As I’ve said in several recent speeches, if you rape our kids and hold dual nationality or are not from Britain then you should be thrown out of our country.
But what do ordinary people think?
Deportation is supported by more than four in five Brits, 81%, and only opposed by 7%, and yet Keir Starmer and Labour MPs have said nothing about this.
Support then rockets even higher to 92% of Reform voters and 87% of Tory voters —it is, in other words, a vote winner.
It’s also common sense. What kind of civilised country lets foreign nationals or dual nationals who rape its children stay in that community?

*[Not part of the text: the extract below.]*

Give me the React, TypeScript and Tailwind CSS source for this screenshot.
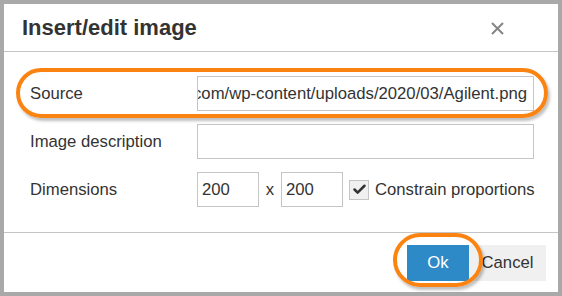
import { Check } from "lucide-react";

const font = { fontFamily: '"Liberation Sans", Arial, sans-serif' };

const Field = ({ className = "", children }: { className?: string; children?: React.ReactNode }) => (
  <div
    className={`h-[35px] shrink-0 border border-[#c5c5c5] bg-white flex items-center text-[16.7px] text-[#333] ${className}`}
  >
    {children}
  </div>
);

const App = () => {
  return (
    <div
      className="w-[562px] h-[296px] bg-[#a9a9a9] pt-[4px] pl-[4px] overflow-hidden"
      style={font}
    >
      <div className="relative w-[554px] h-[288px] bg-white flex flex-col">
        {/* header */}
        <div className="h-[48px] shrink-0 border-b border-[#c5c5c5] flex items-center justify-between pl-[18px] pr-[54px]">
          <h1 className="text-[22px] font-bold text-[#333] leading-none">Insert/edit image</h1>
          <svg width="13" height="13" viewBox="0 0 13 13" className="mt-[1px]">
            <path d="M1 1 L12 12 M12 1 L1 12" stroke="#858585" strokeWidth="2" />
          </svg>
        </div>

        {/* body */}
        <div className="flex flex-col gap-[13px] pt-[24px] pb-[25px] pl-[26px] pr-[24px] border-b border-[#c5c5c5] text-[16.7px] text-[#333] whitespace-nowrap">
          <div className="flex items-center">
            <span className="w-[167px] shrink-0">Source</span>
            <Field className="flex-1 shrink h-[34px] justify-end overflow-hidden pr-[6px]">
              <span className="shrink-0">https://www.example.com/wp-content/uploads/2020/03/Agilent.png</span>
            </Field>
          </div>
          <div className="flex items-center">
            <span className="w-[167px] shrink-0">Image description</span>
            <Field className="flex-1 shrink" />
          </div>
          <div className="flex items-center">
            <span className="w-[167px] shrink-0">Dimensions</span>
            <Field className="w-[62px] pl-[4px]">200</Field>
            <span className="w-[22px] shrink-0 text-center">x</span>
            <Field className="w-[62px] pl-[4px]">200</Field>
            <div className="ml-[6px] shrink-0 w-[20px] h-[20px] border border-[#c5c5c5] bg-[#f0f0f0] flex items-center justify-center">
              <Check size={15} strokeWidth={4} color="#333" />
            </div>
            <span className="ml-[6px] shrink-0">Constrain proportions</span>
          </div>
        </div>

        {/* footer */}
        <div className="flex justify-end pt-[12px] pr-[12px]">
          <button className="w-[62px] h-[36px] bg-[#2d8ac7] text-white text-[16.7px]">Ok</button>
          <button className="w-[77px] h-[36px] bg-[#f0f0f0] text-[#333] text-[16.7px]">Cancel</button>
        </div>

        {/* annotation rings */}
        <div className="absolute left-[12px] top-[64px] w-[532px] h-[50px] rounded-[25px] border-[4px] border-[#fb8312] shadow-[2px_3px_3px_rgba(0,0,0,0.25)]" />
        <div className="absolute left-[389px] top-[229px] w-[90px] h-[54px] rounded-[27px] border-[4px] border-[#fb8312] shadow-[2px_3px_3px_rgba(0,0,0,0.25)]" />
      </div>
    </div>
  );
};

export default App;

Seriously.
And what about all those public officials who covered up or neglected the rape gangs?
Once again, the British people are definitive —nearly 80% say public officials who covered up or neglected this scandal should face prosecution, a view only 10% oppose.
And exactly two-thirds of Brits think that if public officials did cover up or neglect the rape gangs then they should receive a prison sentence.

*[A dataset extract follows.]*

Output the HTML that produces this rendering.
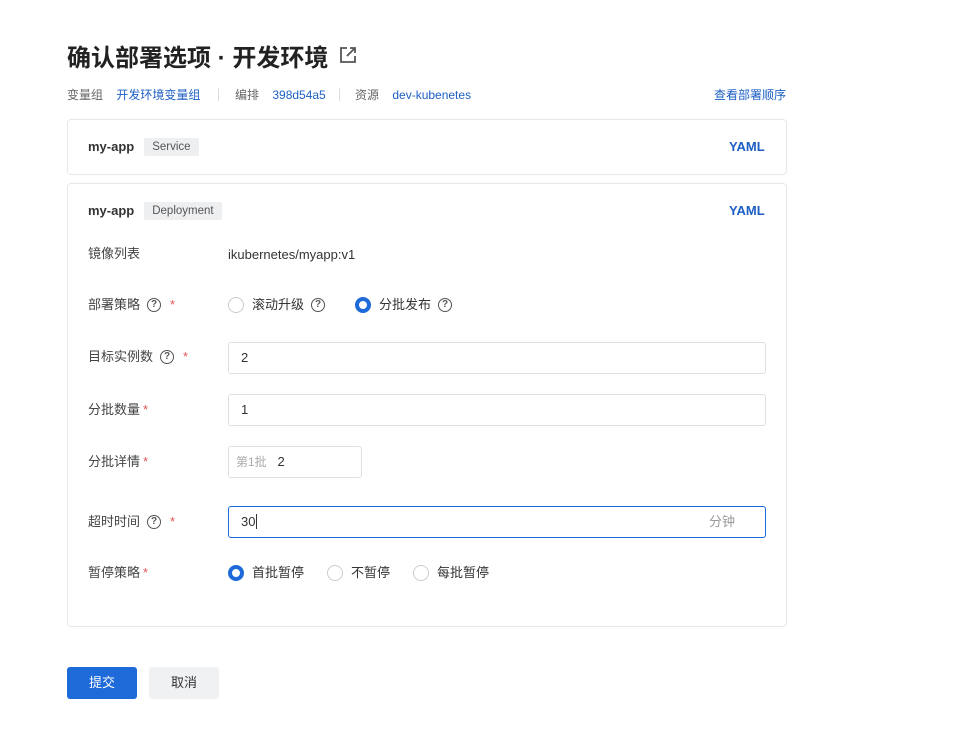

In other words, the fact that nobody has gone to prison or lost their job for the rape gangs does not sit comfortably, not comfortably at all, with the British public.
Unlike many of the people in Westminster, unlike many of the people in legacy media, unlike many of the people in the cultural and university class, the vast majority of people in this country are utterly horrified by the rape gang scandal.
They want the truth. They want justice. And they don’t care who they offend along the way. If public officials covered this up then the people want them locked up.
And if foreign and dual nationals are convicted of this horrific crime then the people want them deported, thrown out of the country, while a not insignificant chunk of the population want to see them put to death.
These numbers, these findings speak for themselves.
They not only throw light on the public mood but also just how out of touch Keir Starmer and the Labour government really is on this scandal.
The only question that remains is whether anybody in Number 10 Downing Street is even taking notice —because if they don’t the people will soon have their voice heard.